Подбив танк, мы тут же снова развернули башню вперед, подъехали еще поближе и попытались расчистить кустарник фугасными снарядами и пулеметными очередями, чтобы разглядеть орудия. За это время мы получили больше десятка попаданий из противотанковых пушек, и во второй раз за время войны на «пантере» я увидел, что под ураганным огнем частично разошлись сварные швы лобового броневого листа, на который пришлось большинство попаданий. Гусеницы тоже были сильно повреждены. С начала Арденнского наступления в нашем экипаже был новый радист — унтершарфюрер из батальона связи, добровольцем вызвавшийся в танковый экипаж и не знакомый с тем, что происходит во время тяжелого боя. Впечатления от этого первого ожесточенного боя быстро переполнили его, и он не справился с напряжением. Быстрые действия экипажа, непрерывный гул и звуки попадания снарядов, приходившихся в основном туда, где сидел он, и производивших при попадании резкий, сильный удар, сломили его. Когда на него упала радиостанция, сорванная с крепления на коробке передач, у него сдали нервы. Он стал кричать и требовать, чтобы его выпустили наружу. Лишь с большим трудом механику-водителю удалось его утихомирить. Такое происшествие в момент максимальной сосредоточенности не прошло даром для экипажа. Мы сбились с ритма и могли действовать лишь вполовину так же эффективно, как прежде. Слаженный экипаж подобен живому организму. Из-за подобных происшествий становится практически невозможно работать с полной отдачей.
Мы по-прежнему не могли различить стрелявшие по нам орудия. С такими повреждениями мы не рискнули подъехать поближе к кустам. Потом мы получили попадание чуть выше. Снаряд сорвал блок опоры орудийного ствола и подбросил его высоко в воздух. Он упал на передний край башни и, к счастью, соскользнул с внешней стороны. Я лишь успел заметить, что после попадания снаряда что-то отлетело, и, не раздумывая, нырнул в боевое отделение. Когда опора ствола упала на край башни, моя голова уже была в командирской башенке. Я получил лишь слабый удар, от которого, правда, некоторое время кружилась голова.
За это время мы получили двадцать попаданий и, поскольку обнаружить пушки противника никак не удавалось, решили вернуться. Мы медленно двигались задним ходом мимо двух наших танков, один из которых все еще был охвачен пламенем, пока не достигли дороги в том самом месте, где сошли с нее. Под конец наш радист окончательно струсил и выскочил из танка. Пришлось отправить его в госпиталь.

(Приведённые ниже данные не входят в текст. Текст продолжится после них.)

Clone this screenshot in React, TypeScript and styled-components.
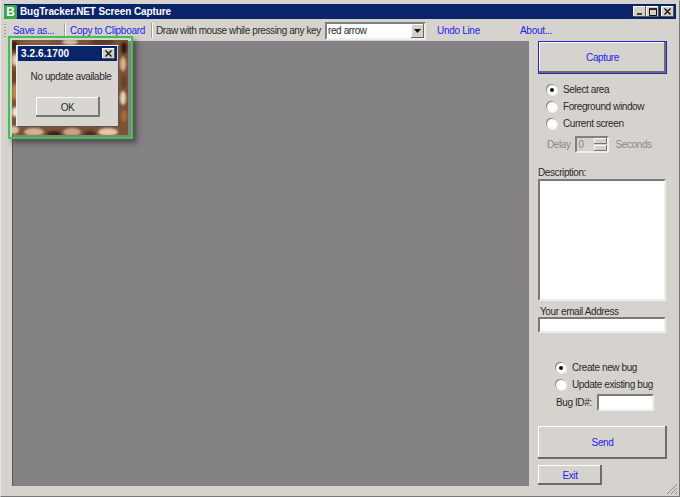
import React from "react";
import styled, { createGlobalStyle } from "styled-components";

const Global = createGlobalStyle`
  html, body { margin: 0; padding: 0; background: #d4d0c8; }
  body { font-family: "Liberation Sans", Arial, sans-serif; font-size: 10px; letter-spacing: -0.4px; color: #2a2a2a; }
`;

const Win = styled.div`
  width: 680px;
  height: 497px;
  box-sizing: border-box;
  padding: 3px 3px 2px;
  background: #d6d3ce;
  border: 1px solid #777;
  border-top-color: #d6d3ce;
  border-left-color: #e8e6e2;
  display: flex;
  flex-direction: column;
  overflow: hidden;
  position: relative;
`;

const TitleBar = styled.div`
  height: 15px;
  background: #0a246a;
  color: #fff;
  display: flex;
  align-items: center;
  font-weight: bold;
  font-size: 10px;
  letter-spacing: -0.1px;
  padding-right: 2px;
  flex-shrink: 0;
`;

const AppLogo = styled.div`
  width: 13px;
  height: 14px;
  background: #39a84c;
  color: #fff;
  font-size: 12px;
  font-weight: bold;
  text-align: center;
  line-height: 14px;
  margin-right: 3px;
  border-radius: 1px;
`;

const TitleText = styled.span`
  flex: 1;
`;

const CaptionBtn = styled.div<{ $gap?: number }>`
  width: 13px;
  height: 11px;
  margin-left: ${(p) => p.$gap ?? 0}px;
  background: #d4d0c8;
  box-shadow: inset -1px -1px #555, inset 1px 1px #fff;
  display: flex;
  align-items: center;
  justify-content: center;
`;

const Toolbar = styled.div`
  height: 21px;
  display: flex;
  align-items: center;
  flex-shrink: 0;
  margin-top: 1px;
`;

const Grip = styled.div`
  width: 2px;
  height: 14px;
  margin: 0 7px 0 0;
  background: repeating-linear-gradient(to bottom, #999 0 1px, transparent 1px 3px);
`;

const LinkText = styled.a<{ $w: number }>`
  color: #2222ee;
  width: ${(p) => p.$w}px;
  white-space: nowrap;
  flex-shrink: 0;
  letter-spacing: -0.3px;
`;

const Sep = styled.div<{ $m: number }>`
  width: 1px;
  height: 15px;
  background: #a5a29c;
  box-shadow: 1px 0 #fff;
  margin-right: ${(p) => p.$m}px;
  flex-shrink: 0;
`;

const Hint = styled.span`
  width: 169px;
  white-space: nowrap;
  flex-shrink: 0;
`;

const Combo = styled.div`
  width: 101px;
  height: 18px;
  box-sizing: border-box;
  background: #fff;
  border: 2px solid;
  border-color: #808080 #eee #eee #808080;
  display: flex;
  align-items: center;
  padding-left: 1px;
  margin-right: 11px;
  flex-shrink: 0;
`;

const ComboText = styled.span`
  flex: 1;
`;

const ComboArrow = styled.div`
  width: 13px;
  height: 14px;
  background: #d4d0c8;
  box-shadow: inset -1px -1px #666, inset 1px 1px #fff;
  display: flex;
  align-items: center;
  justify-content: center;
`;

const Body = styled.div`
  flex: 1;
  display: flex;
  padding-left: 8px;
  min-height: 0;
`;

const Canvas = styled.div`
  width: 517px;
  height: 445px;
  background: #848284;
  border-left: 1px solid #555;
  box-sizing: border-box;
  flex-shrink: 0;
`;

const Side = styled.div`
  margin-left: 9px;
  width: 129px;
  display: flex;
  flex-direction: column;
`;

const Btn = styled.div<{ $h: number; $w?: number; $top?: number; $focus?: boolean }>`
  height: ${(p) => p.$h}px;
  width: ${(p) => p.$w ?? 129}px;
  margin-top: ${(p) => p.$top ?? 0}px;
  box-sizing: border-box;
  flex-shrink: 0;
  display: flex;
  align-items: center;
  justify-content: center;
  color: #2222ee;
  background: #d6d3ce;
  border: ${(p) => (p.$focus ? "1px solid #2222cc" : "0")};
  box-shadow: inset -2px -2px #6f6d69, inset 1px 1px #fff;
`;

const RadioList = styled.div<{ $left: number; $top: number; $h: number }>`
  display: flex;
  flex-direction: column;
  margin: ${(p) => p.$top}px 0 0 ${(p) => p.$left}px;
  row-gap: ${(p) => p.$h - 13}px;
`;

const RadioRow = styled.label`
  display: flex;
  align-items: center;
  height: 13px;
  white-space: nowrap;
`;

const RadioDot = styled.span<{ $on?: boolean }>`
  width: 10px;
  height: 10px;
  border-radius: 50%;
  background: #fff;
  box-shadow: -1px -1px 0 #8a8884, 1px 1px 0 #eee;
  margin-right: 6px;
  display: flex;
  align-items: center;
  justify-content: center;
  flex-shrink: 0;
  &::after {
    content: "";
    display: ${(p) => (p.$on ? "block" : "none")};
    width: 4px;
    height: 4px;
    border-radius: 50%;
    background: #111;
  }
`;

const DelayRow = styled.div`
  display: flex;
  align-items: center;
  margin: 6px 0 0 9px;
  height: 17px;
  color: #8b8985;
`;

const Spin = styled.div`
  width: 34px;
  height: 17px;
  box-sizing: border-box;
  margin: 0 7px 0 4px;
  border: 2px solid;
  border-color: #808080 #eee #eee #808080;
  display: flex;
  align-items: center;
  padding-left: 2px;
`;

const SpinVal = styled.span`
  flex: 1;
`;

const SpinBtns = styled.div`
  width: 13px;
  height: 13px;
  display: flex;
  flex-direction: column;
  gap: 1px;
`;

const SpinBtn = styled.div`
  flex: 1;
  background: #d4d0c8;
  box-shadow: inset -1px -1px #777, inset 1px 1px #fff;
`;

const FieldLabel = styled.div<{ $top: number; $left?: number; $h?: number }>`
  margin: ${(p) => p.$top}px 0 0 ${(p) => p.$left ?? 0}px;
  line-height: 12px;
  height: ${(p) => p.$h ?? 12}px;
`;

const Sunken = styled.div<{ $h: number; $w?: number; $top?: number }>`
  height: ${(p) => p.$h}px;
  width: ${(p) => p.$w ?? 128}px;
  margin-top: ${(p) => p.$top ?? 0}px;
  box-sizing: border-box;
  background: #fff;
  border: 2px solid;
  border-color: #7c7a76 #eee #eee #7c7a76;
  flex-shrink: 0;
`;

const BugIdRow = styled.div`
  display: flex;
  align-items: center;
  justify-content: space-between;
  width: 98px;
  margin: 3px 0 0 18px;
`;

const Grabber = styled.svg`
  position: absolute;
  right: 1px;
  bottom: 1px;
`;

const Overlay = styled.div`
  position: absolute;
  left: 7px;
  top: 35px;
  width: 125px;
  height: 103px;
  box-sizing: border-box;
  border: 2px solid #3fc24f;
  box-shadow: 4px 4px 5px rgba(40, 40, 40, 0.55);
  padding: 2px 3px 2px 2px;
`;

const Photo = styled.div`
  height: 100%;
  position: relative;
  overflow: hidden;
`;

const PhotoArt = styled.svg`
  display: block;
`;

const Dialog = styled.div`
  position: absolute;
  left: 4px;
  top: 5px;
  width: 103px;
  height: 82px;
  box-sizing: border-box;
  background: #d9d6d1;
  border: 1px solid;
  border-color: #eee #555 #555 #eee;
  padding: 0 1px;
  display: flex;
  flex-direction: column;
  align-items: center;
`;

const DlgTitle = styled.div`
  align-self: stretch;
  height: 15px;
  background: #0a246a;
  color: #fff;
  font-weight: bold;
  letter-spacing: 0.1px;
  font-size: 10px;
  display: flex;
  align-items: center;
  justify-content: space-between;
  padding: 0 2px 0 3px;
`;

const DlgMsg = styled.div`
  margin: 10px 0 0 7px;
  line-height: 12px;
  white-space: nowrap;
`;

const DlgOk = styled.div`
  margin-top: 14px;
  width: 64px;
  height: 20px;
  display: flex;
  align-items: center;
  justify-content: center;
  box-shadow: inset -2px -2px #777, inset 1px 1px #fff;
`;

const CloseGlyph = ({ size = 7 }: { size?: number }) => (
  <svg width={size} height={size} viewBox="0 0 7 7">
    <path d="M0.5 0.5 L6.5 6.5 M6.5 0.5 L0.5 6.5" stroke="#111" strokeWidth="1.4" />
  </svg>
);

// painting behind the update dialog, only its rim shows
const blobs: [number, number, number, number, string][] = [
  [2, 6, 4, 5, "#3d2417"],
  [3, 20, 3, 6, "#e6d3ba"],
  [2, 36, 3, 6, "#6d3d20"],
  [3, 52, 3, 8, "#c08848"],
  [3, 72, 3, 5, "#efe4d4"],
  [2, 90, 5, 4, "#d9c0a0"],
  [25, 2, 14, 3, "#8a5f40"],
  [58, 2, 8, 3, "#cbbcaa"],
  [90, 2, 12, 3, "#5a3826"],
  [112, 8, 3, 6, "#2f1a10"],
  [111, 24, 3, 7, "#d8b48c"],
  [112, 42, 3, 6, "#6a3f24"],
  [111, 58, 3, 7, "#e4d2bc"],
  [112, 76, 3, 6, "#a86c3c"],
  [22, 92, 10, 4, "#d3b292"],
  [42, 94, 7, 3, "#3a2418"],
  [60, 92, 9, 4, "#c9a27e"],
  [78, 94, 6, 3, "#4a2e1e"],
  [96, 92, 10, 4, "#e2c8aa"],
];

export default function App() {
  return (
    <>
      <Global />
      <Win>
        <TitleBar>
          <AppLogo>B</AppLogo>
          <TitleText>BugTracker.NET Screen Capture</TitleText>
          <CaptionBtn>
            <svg width="7" height="7" viewBox="0 0 7 7">
              <path d="M1 6 H6" stroke="#111" strokeWidth="1.5" />
            </svg>
          </CaptionBtn>
          <CaptionBtn>
            <svg width="8" height="8" viewBox="0 0 8 8">
              <path d="M0.5 1 H7.5 V7.5 H0.5 Z" fill="none" stroke="#111" />
              <path d="M0 1 H8" stroke="#111" strokeWidth="1.5" />
            </svg>
          </CaptionBtn>
          <CaptionBtn $gap={2}>
            <CloseGlyph />
          </CaptionBtn>
        </TitleBar>
        <Toolbar>
          <Grip />
          <LinkText $w={51}>Save as...</LinkText>
          <Sep $m={5} />
          <LinkText $w={81}>Copy to Clipboard</LinkText>
          <Sep $m={4} />
          <Hint>Draw with mouse while pressing any key</Hint>
          <Combo>
            <ComboText>red arrow</ComboText>
            <ComboArrow>
              <svg width="7" height="4" viewBox="0 0 7 4">
                <path d="M0 0 H7 L3.5 4 Z" fill="#111" />
              </svg>
            </ComboArrow>
          </Combo>
          <LinkText $w={83}>Undo Line</LinkText>
          <LinkText $w={40}>About...</LinkText>
        </Toolbar>
        <Body>
          <Canvas />
          <Side>
            <Btn $h={33} $focus>Capture</Btn>
            <RadioList $left={9} $top={9} $h={17}>
              <RadioRow><RadioDot $on />Select area</RadioRow>
              <RadioRow><RadioDot />Foreground window</RadioRow>
              <RadioRow><RadioDot />Current screen</RadioRow>
            </RadioList>
            <DelayRow>
              Delay
              <Spin>
                <SpinVal>0</SpinVal>
                <SpinBtns>
                  <SpinBtn />
                  <SpinBtn />
                </SpinBtns>
              </Spin>
              Seconds
            </DelayRow>
            <FieldLabel $top={14}>Description:</FieldLabel>
            <Sunken $h={122} />
            <FieldLabel $top={5} $left={2} $h={11}>Your email Address</FieldLabel>
            <Sunken $h={16} />
            <RadioList $left={18} $top={28} $h={17}>
              <RadioRow><RadioDot $on />Create new bug</RadioRow>
              <RadioRow><RadioDot />Update existing bug</RadioRow>
            </RadioList>
            <BugIdRow>
              Bug ID#:
              <Sunken $h={17} $w={57} />
            </BugIdRow>
            <Btn $h={33} $top={15}>Send</Btn>
            <Btn $h={20} $w={64} $top={6}>Exit</Btn>
          </Side>
        </Body>
        <Grabber width="12" height="12" viewBox="0 0 12 12">
          <path d="M11 1 L1 11 M11 5 L5 11 M11 9 L9 11" stroke="#8a8884" strokeWidth="1" />
        </Grabber>
        <Overlay>
          <Photo>
            <PhotoArt width="116" height="95" viewBox="0 0 116 95">
              <defs>
                <filter id="soft">
                  <feGaussianBlur stdDeviation="1" />
                </filter>
              </defs>
              <rect width="116" height="95" fill="#7a5238" />
              <g filter="url(#soft)">
                {blobs.map(([cx, cy, rx, ry, fill], i) => (
                  <ellipse key={i} cx={cx} cy={cy} rx={rx} ry={ry} fill={fill} />
                ))}
              </g>
            </PhotoArt>
            <Dialog>
              <DlgTitle>
                3.2.6.1700
                <CaptionBtn>
                  <CloseGlyph />
                </CaptionBtn>
              </DlgTitle>
              <DlgMsg>No update available</DlgMsg>
              <DlgOk>OK</DlgOk>
            </Dialog>
          </Photo>
        </Overlay>
      </Win>
    </>
  );
}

По другую сторону от дороги находилась впадина с довольно крутым склоном, обрывавшимся на три метра вниз. На краю впадины росли ели, отбрасывавшие густую тень, в которой мы и укрыли танк. Там же находилась и другая машина, отошедшая назад раньше нас. Основные силы роты двинулись в обход слева к опушке леса, чтобы обстрелять город оттуда.
Тем временем активизировались истребители-бомбардировщики, действовавшие в основном против 3-й роты. У дороги, шедшей от Одени, метрах в двухстах или трехстах от перекрестка, был карьер с довольно крутым склоном справа. Здесь занимало позицию одно из наших 37-мм зенитных орудий, немедленно открывавшее огонь, стоило только появиться низко летящим американским самолетам. Раз за разом на протяжении нескольких часов группы истребителей-бомбардировщиков атаковали зенитку. Учитывая характер местности, для атаки самолеты могли выбирать только один путь. Зенитчики открывали огонь, несмотря на количество атакующих истребителей-бомбардировщиков. Достойный пример для подражания!
Каждый раз, когда приближались самолеты, мы, сидя в танках, начинали беспокоиться. Истребители-бомбардировщики, шедшие на очень малой высоте, должны были пролетать прямо над нашими головами, и мы не были уверены, что они не атакуют именно нас. Только в тот миг, когда они оказывались точно над нами, можно было вздохнуть с облегчением. По-видимому, густая тень служила достаточно хорошим укрытием.
Выходя на нынешнюю позицию, мы обратили внимание, что машину трудно повернуть, не потеряв гусеницу. Чтобы немного улучшить управляемость, мы сменили целую секцию гусеницы, но работа раз за разом прерывалась из-за налетов вражеской авиации. Этот утомительный труд по колено в снегу стоил нам немало пролитого пота. Легче всех отделался наводчик — ему запретили отходить от орудия.